# [Supplied information]
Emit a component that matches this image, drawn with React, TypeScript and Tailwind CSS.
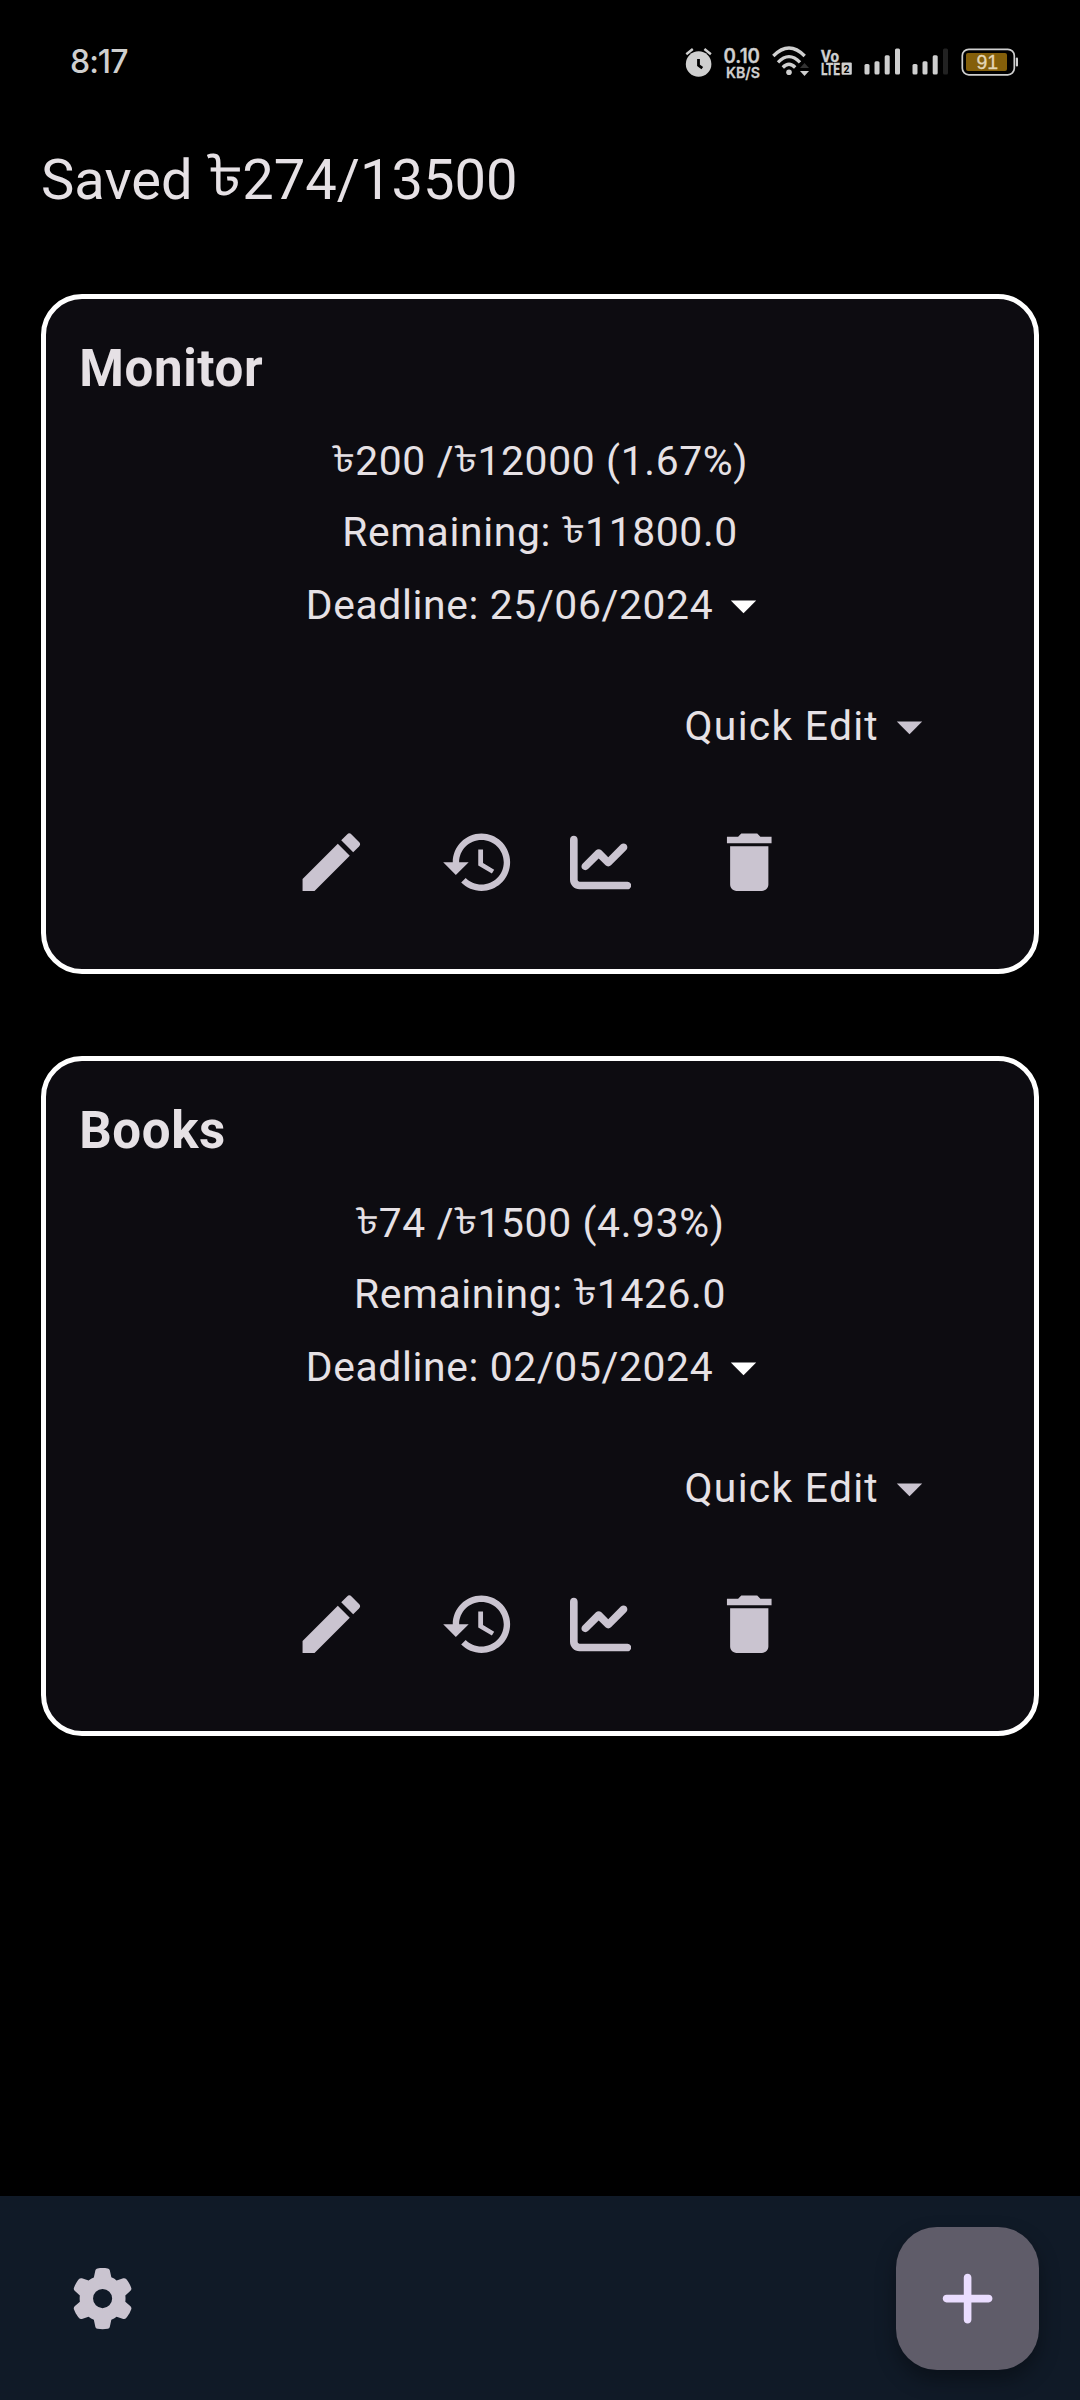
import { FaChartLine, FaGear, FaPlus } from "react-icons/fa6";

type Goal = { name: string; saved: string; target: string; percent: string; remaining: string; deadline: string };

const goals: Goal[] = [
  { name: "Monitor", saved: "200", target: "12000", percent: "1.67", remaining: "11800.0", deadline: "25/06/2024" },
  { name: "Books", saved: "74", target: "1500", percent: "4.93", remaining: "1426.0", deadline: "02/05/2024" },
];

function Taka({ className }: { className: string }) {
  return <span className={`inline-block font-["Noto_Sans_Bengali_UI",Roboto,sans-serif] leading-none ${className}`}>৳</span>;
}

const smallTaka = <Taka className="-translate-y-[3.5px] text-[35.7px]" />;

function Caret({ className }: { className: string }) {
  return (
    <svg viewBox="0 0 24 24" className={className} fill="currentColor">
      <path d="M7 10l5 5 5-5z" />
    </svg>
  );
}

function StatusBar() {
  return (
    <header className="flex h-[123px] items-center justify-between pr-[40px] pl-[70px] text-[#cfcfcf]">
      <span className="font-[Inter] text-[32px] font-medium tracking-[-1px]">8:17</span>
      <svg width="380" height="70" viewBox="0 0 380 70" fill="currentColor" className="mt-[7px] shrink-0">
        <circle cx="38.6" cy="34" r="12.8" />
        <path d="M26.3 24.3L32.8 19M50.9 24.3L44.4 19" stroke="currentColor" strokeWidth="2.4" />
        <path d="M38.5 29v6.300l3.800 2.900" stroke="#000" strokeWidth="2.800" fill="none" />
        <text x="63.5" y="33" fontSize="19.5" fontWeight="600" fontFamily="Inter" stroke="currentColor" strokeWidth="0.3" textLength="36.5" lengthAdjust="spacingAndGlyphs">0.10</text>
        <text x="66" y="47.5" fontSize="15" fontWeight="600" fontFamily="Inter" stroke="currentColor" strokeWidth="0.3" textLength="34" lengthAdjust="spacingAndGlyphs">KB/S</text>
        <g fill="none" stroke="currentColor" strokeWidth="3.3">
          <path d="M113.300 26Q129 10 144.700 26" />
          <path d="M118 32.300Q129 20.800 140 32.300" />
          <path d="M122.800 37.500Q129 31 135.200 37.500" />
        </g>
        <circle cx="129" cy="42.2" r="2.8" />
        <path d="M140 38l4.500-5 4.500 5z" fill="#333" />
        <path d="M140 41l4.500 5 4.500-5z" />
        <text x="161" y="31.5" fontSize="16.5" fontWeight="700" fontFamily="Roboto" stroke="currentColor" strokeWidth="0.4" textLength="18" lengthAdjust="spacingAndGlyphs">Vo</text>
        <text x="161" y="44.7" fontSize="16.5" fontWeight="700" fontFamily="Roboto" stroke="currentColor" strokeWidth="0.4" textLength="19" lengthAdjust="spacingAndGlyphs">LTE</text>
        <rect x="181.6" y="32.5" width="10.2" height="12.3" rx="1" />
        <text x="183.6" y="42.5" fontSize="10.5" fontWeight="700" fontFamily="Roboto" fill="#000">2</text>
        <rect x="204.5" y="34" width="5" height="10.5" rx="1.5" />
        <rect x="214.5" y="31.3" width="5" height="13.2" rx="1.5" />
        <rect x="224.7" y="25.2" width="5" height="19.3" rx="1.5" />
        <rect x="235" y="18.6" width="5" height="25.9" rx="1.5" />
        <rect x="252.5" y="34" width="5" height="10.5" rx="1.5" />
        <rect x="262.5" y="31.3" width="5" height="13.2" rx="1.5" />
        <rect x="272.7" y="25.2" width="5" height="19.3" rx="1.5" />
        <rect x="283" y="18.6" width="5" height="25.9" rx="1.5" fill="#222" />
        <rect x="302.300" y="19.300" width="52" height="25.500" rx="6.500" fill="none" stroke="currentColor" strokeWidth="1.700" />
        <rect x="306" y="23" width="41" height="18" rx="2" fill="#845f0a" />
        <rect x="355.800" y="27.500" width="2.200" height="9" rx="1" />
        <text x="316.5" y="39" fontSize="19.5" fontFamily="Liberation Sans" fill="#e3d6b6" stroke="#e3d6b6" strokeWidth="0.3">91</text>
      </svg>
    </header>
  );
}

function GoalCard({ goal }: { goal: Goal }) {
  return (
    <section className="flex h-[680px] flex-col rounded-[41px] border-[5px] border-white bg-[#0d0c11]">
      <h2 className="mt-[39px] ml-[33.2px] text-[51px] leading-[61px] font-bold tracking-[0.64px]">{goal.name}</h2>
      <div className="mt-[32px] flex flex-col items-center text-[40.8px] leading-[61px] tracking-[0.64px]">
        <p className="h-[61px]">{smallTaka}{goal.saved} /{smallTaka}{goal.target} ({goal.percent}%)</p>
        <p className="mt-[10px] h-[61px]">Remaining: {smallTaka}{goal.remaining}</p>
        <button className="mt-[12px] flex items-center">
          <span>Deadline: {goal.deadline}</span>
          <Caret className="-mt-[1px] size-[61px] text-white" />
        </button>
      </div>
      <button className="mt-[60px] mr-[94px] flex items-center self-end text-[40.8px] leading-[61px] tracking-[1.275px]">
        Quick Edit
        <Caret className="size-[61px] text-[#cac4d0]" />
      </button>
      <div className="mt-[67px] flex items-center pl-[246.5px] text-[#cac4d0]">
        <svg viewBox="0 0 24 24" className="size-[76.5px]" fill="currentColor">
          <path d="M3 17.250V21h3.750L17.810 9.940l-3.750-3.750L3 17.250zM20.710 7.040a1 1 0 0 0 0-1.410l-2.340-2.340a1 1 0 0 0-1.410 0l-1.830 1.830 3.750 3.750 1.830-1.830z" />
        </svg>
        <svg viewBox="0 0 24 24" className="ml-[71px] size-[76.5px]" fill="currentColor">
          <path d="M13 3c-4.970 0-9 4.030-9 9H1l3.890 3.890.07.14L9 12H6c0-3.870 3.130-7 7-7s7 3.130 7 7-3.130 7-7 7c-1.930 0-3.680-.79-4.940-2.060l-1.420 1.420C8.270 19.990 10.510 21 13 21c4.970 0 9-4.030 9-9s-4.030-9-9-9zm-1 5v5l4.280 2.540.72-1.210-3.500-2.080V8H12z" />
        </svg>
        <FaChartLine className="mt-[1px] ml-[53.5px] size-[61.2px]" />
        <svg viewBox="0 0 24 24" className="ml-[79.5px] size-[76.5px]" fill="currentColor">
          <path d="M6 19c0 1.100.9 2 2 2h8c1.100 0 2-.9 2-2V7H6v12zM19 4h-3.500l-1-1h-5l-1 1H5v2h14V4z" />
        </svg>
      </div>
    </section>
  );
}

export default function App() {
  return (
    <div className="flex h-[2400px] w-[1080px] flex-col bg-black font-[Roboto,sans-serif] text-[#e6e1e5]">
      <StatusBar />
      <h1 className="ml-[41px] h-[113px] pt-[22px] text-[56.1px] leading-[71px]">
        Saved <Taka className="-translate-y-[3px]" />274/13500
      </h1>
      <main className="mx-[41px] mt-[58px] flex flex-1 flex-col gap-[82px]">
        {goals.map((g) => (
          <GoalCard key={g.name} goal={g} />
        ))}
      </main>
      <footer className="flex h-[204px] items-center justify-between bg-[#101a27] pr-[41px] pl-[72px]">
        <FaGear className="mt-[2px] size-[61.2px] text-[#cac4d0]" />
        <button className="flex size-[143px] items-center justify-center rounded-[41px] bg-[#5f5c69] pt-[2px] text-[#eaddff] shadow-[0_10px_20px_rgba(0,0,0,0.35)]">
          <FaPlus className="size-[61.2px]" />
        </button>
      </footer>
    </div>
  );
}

# [What you will do]
All of the material above is to be copied exactly, except for its images.

# [Task result]
Emit a component that matches this image, drawn with React, TypeScript and Tailwind CSS.
import { FaChartLine, FaGear, FaPlus } from "react-icons/fa6";

type Goal = { name: string; saved: string; target: string; percent: string; remaining: string; deadline: string };

const goals: Goal[] = [
  { name: "Monitor", saved: "200", target: "12000", percent: "1.67", remaining: "11800.0", deadline: "25/06/2024" },
  { name: "Books", saved: "74", target: "1500", percent: "4.93", remaining: "1426.0", deadline: "02/05/2024" },
];

function Taka({ className }: { className: string }) {
  return <span className={`inline-block font-["Noto_Sans_Bengali_UI",Roboto,sans-serif] leading-none ${className}`}>৳</span>;
}

const smallTaka = <Taka className="-translate-y-[3.5px] text-[35.7px]" />;

function Caret({ className }: { className: string }) {
  return (
    <svg viewBox="0 0 24 24" className={className} fill="currentColor">
      <path d="M7 10l5 5 5-5z" />
    </svg>
  );
}

function StatusBar() {
  return (
    <header className="flex h-[123px] items-center justify-between pr-[40px] pl-[70px] text-[#cfcfcf]">
      <span className="font-[Inter] text-[32px] font-medium tracking-[-1px]">8:17</span>
      <svg width="380" height="70" viewBox="0 0 380 70" fill="currentColor" className="mt-[7px] shrink-0">
        <circle cx="38.6" cy="34" r="12.8" />
        <path d="M26.3 24.3L32.8 19M50.9 24.3L44.4 19" stroke="currentColor" strokeWidth="2.4" />
        <path d="M38.5 29v6.300l3.800 2.900" stroke="#000" strokeWidth="2.800" fill="none" />
        <text x="63.5" y="33" fontSize="19.5" fontWeight="600" fontFamily="Inter" stroke="currentColor" strokeWidth="0.3" textLength="36.5" lengthAdjust="spacingAndGlyphs">0.10</text>
        <text x="66" y="47.5" fontSize="15" fontWeight="600" fontFamily="Inter" stroke="currentColor" strokeWidth="0.3" textLength="34" lengthAdjust="spacingAndGlyphs">KB/S</text>
        <g fill="none" stroke="currentColor" strokeWidth="3.3">
          <path d="M113.300 26Q129 10 144.700 26" />
          <path d="M118 32.300Q129 20.800 140 32.300" />
          <path d="M122.800 37.500Q129 31 135.200 37.500" />
        </g>
        <circle cx="129" cy="42.2" r="2.8" />
        <path d="M140 38l4.500-5 4.500 5z" fill="#333" />
        <path d="M140 41l4.500 5 4.500-5z" />
        <text x="161" y="31.5" fontSize="16.5" fontWeight="700" fontFamily="Roboto" stroke="currentColor" strokeWidth="0.4" textLength="18" lengthAdjust="spacingAndGlyphs">Vo</text>
        <text x="161" y="44.7" fontSize="16.5" fontWeight="700" fontFamily="Roboto" stroke="currentColor" strokeWidth="0.4" textLength="19" lengthAdjust="spacingAndGlyphs">LTE</text>
        <rect x="181.6" y="32.5" width="10.2" height="12.3" rx="1" />
        <text x="183.6" y="42.5" fontSize="10.5" fontWeight="700" fontFamily="Roboto" fill="#000">2</text>
        <rect x="204.5" y="34" width="5" height="10.5" rx="1.5" />
        <rect x="214.5" y="31.3" width="5" height="13.2" rx="1.5" />
        <rect x="224.7" y="25.2" width="5" height="19.3" rx="1.5" />
        <rect x="235" y="18.6" width="5" height="25.9" rx="1.5" />
        <rect x="252.5" y="34" width="5" height="10.5" rx="1.5" />
        <rect x="262.5" y="31.3" width="5" height="13.2" rx="1.5" />
        <rect x="272.7" y="25.2" width="5" height="19.3" rx="1.5" />
        <rect x="283" y="18.6" width="5" height="25.9" rx="1.5" fill="#222" />
        <rect x="302.300" y="19.300" width="52" height="25.500" rx="6.500" fill="none" stroke="currentColor" strokeWidth="1.700" />
        <rect x="306" y="23" width="41" height="18" rx="2" fill="#845f0a" />
        <rect x="355.800" y="27.500" width="2.200" height="9" rx="1" />
        <text x="316.5" y="39" fontSize="19.5" fontFamily="Liberation Sans" fill="#e3d6b6" stroke="#e3d6b6" strokeWidth="0.3">91</text>
      </svg>
    </header>
  );
}

function GoalCard({ goal }: { goal: Goal }) {
  return (
    <section className="flex h-[680px] flex-col rounded-[41px] border-[5px] border-white bg-[#0d0c11]">
      <h2 className="mt-[39px] ml-[33.2px] text-[51px] leading-[61px] font-bold tracking-[0.64px]">{goal.name}</h2>
      <div className="mt-[32px] flex flex-col items-center text-[40.8px] leading-[61px] tracking-[0.64px]">
        <p className="h-[61px]">{smallTaka}{goal.saved} /{smallTaka}{goal.target} ({goal.percent}%)</p>
        <p className="mt-[10px] h-[61px]">Remaining: {smallTaka}{goal.remaining}</p>
        <button className="mt-[12px] flex items-center">
          <span>Deadline: {goal.deadline}</span>
          <Caret className="-mt-[1px] size-[61px] text-white" />
        </button>
      </div>
      <button className="mt-[60px] mr-[94px] flex items-center self-end text-[40.8px] leading-[61px] tracking-[1.275px]">
        Quick Edit
        <Caret className="size-[61px] text-[#cac4d0]" />
      </button>
      <div className="mt-[67px] flex items-center pl-[246.5px] text-[#cac4d0]">
        <svg viewBox="0 0 24 24" className="size-[76.5px]" fill="currentColor">
          <path d="M3 17.250V21h3.750L17.810 9.940l-3.750-3.750L3 17.250zM20.710 7.040a1 1 0 0 0 0-1.410l-2.340-2.340a1 1 0 0 0-1.410 0l-1.830 1.830 3.750 3.750 1.830-1.830z" />
        </svg>
        <svg viewBox="0 0 24 24" className="ml-[71px] size-[76.5px]" fill="currentColor">
          <path d="M13 3c-4.970 0-9 4.030-9 9H1l3.890 3.890.07.14L9 12H6c0-3.870 3.130-7 7-7s7 3.130 7 7-3.130 7-7 7c-1.930 0-3.680-.79-4.940-2.060l-1.420 1.420C8.270 19.990 10.510 21 13 21c4.970 0 9-4.030 9-9s-4.030-9-9-9zm-1 5v5l4.280 2.540.72-1.210-3.500-2.080V8H12z" />
        </svg>
        <FaChartLine className="mt-[1px] ml-[53.5px] size-[61.2px]" />
        <svg viewBox="0 0 24 24" className="ml-[79.5px] size-[76.5px]" fill="currentColor">
          <path d="M6 19c0 1.100.9 2 2 2h8c1.100 0 2-.9 2-2V7H6v12zM19 4h-3.500l-1-1h-5l-1 1H5v2h14V4z" />
        </svg>
      </div>
    </section>
  );
}

export default function App() {
  return (
    <div className="flex h-[2400px] w-[1080px] flex-col bg-black font-[Roboto,sans-serif] text-[#e6e1e5]">
      <StatusBar />
      <h1 className="ml-[41px] h-[113px] pt-[22px] text-[56.1px] leading-[71px]">
        Saved <Taka className="-translate-y-[3px]" />274/13500
      </h1>
      <main className="mx-[41px] mt-[58px] flex flex-1 flex-col gap-[82px]">
        {goals.map((g) => (
          <GoalCard key={g.name} goal={g} />
        ))}
      </main>
      <footer className="flex h-[204px] items-center justify-between bg-[#101a27] pr-[41px] pl-[72px]">
        <FaGear className="mt-[2px] size-[61.2px] text-[#cac4d0]" />
        <button className="flex size-[143px] items-center justify-center rounded-[41px] bg-[#5f5c69] pt-[2px] text-[#eaddff] shadow-[0_10px_20px_rgba(0,0,0,0.35)]">
          <FaPlus className="size-[61.2px]" />
        </button>
      </footer>
    </div>
  );
}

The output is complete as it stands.